Any type of crisis might show some common features and follow a series of linked events each with different challenges:
- People are forced out of their “comfort zone” due to limited or zero experience of crises
- Businesses are taken into the “unknown” with changing, evolving situations making decision making difficult
- People experience “high” stress and anxiety affecting mental health
- Increased consumer concerns about availability of essentials like petfood and if it is safe
Demonstrating trust should be a core part of BCP and crisis management. Although challenging during a crisis, trust takes a long time to build but can be destroyed in a very short time. What happens if consumers lose trust in your ability to supply safe petfood but your competitor has been more proactive to reassure customers and maintain trust?
It is business critical therefore that we exert control in a way that is positive to help us survive and offers potential business efficiency improvement through new ways of working.

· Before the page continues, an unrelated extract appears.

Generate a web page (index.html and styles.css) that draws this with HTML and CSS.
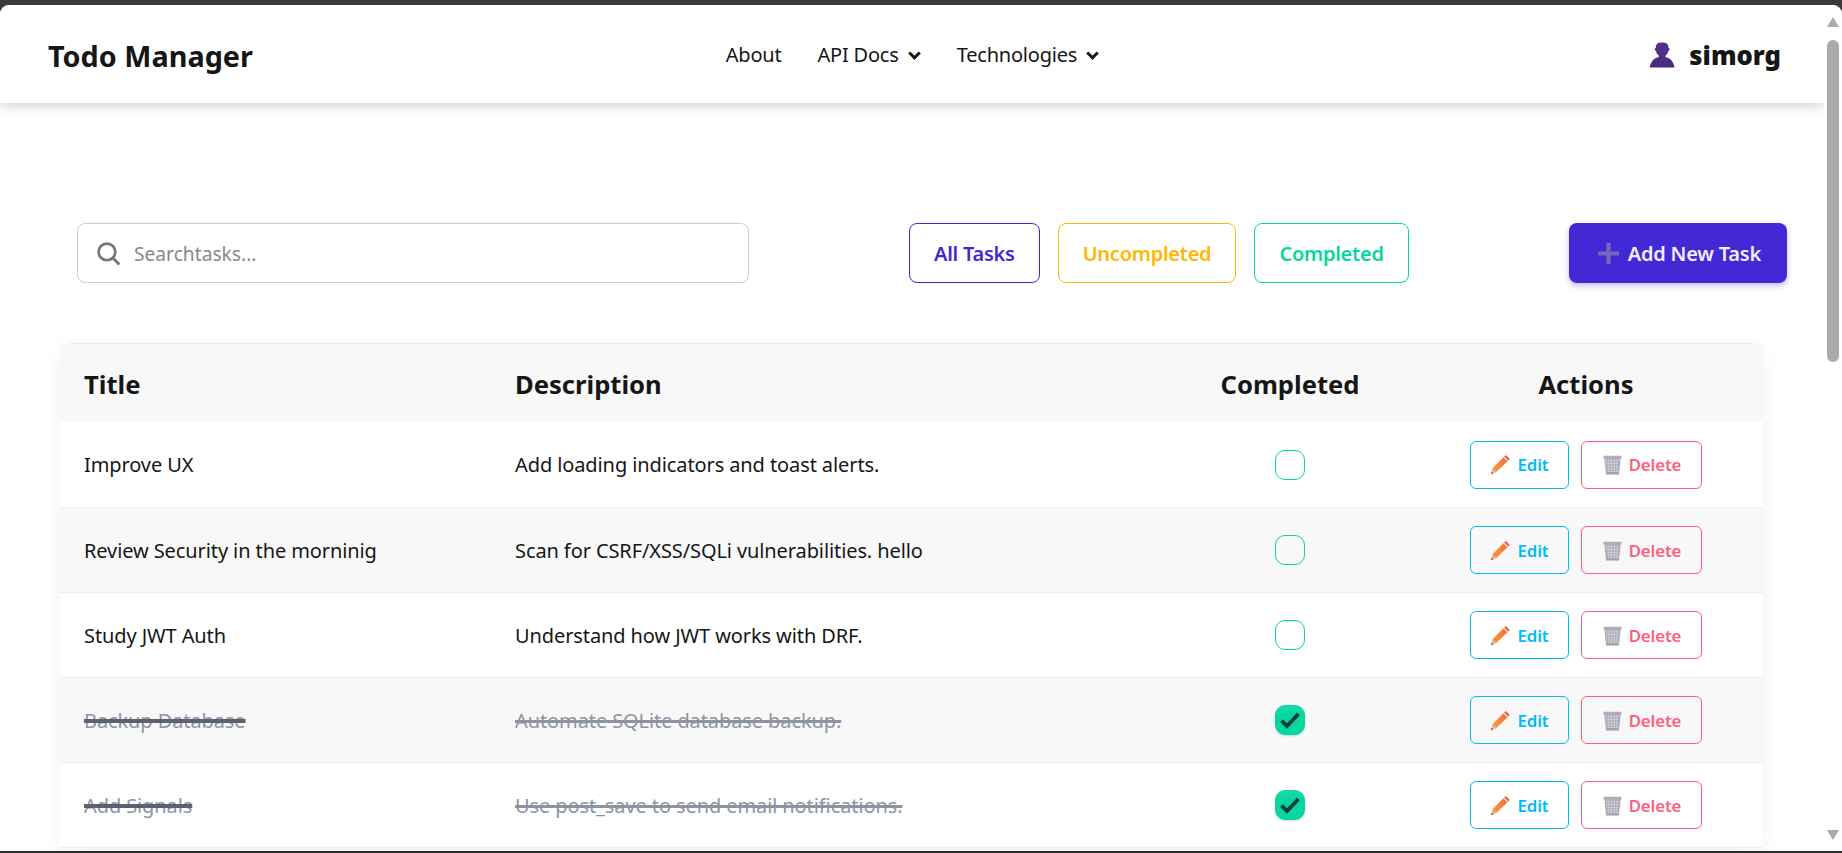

Although it has been tough, we can all learn from CV-19 enabling us to better prepare for future crises by looking at what we are doing now and using this to build resilience ready for the next crisis i.e. what worked, what didn’t work, what can we do better?
Avoiding complacency bias
Sadly the “It will never happen here” or complacency bias scenario, where we do not believe a failure will happen, cost many lives in World War 2. Failure to detect threats like enemy submarine torpedo attack, on the basis that people believed it would never happen, cost many lives and great loss of shipping. On a positive note, it resulted in building future resilience by developing better “early warning” systems to detect early potential threats and take avoiding action.
Nobody likes talking about the tragic consequences of war but this teaches us about “complacency bias” helping us develop preparedness and mindfulness for future crises.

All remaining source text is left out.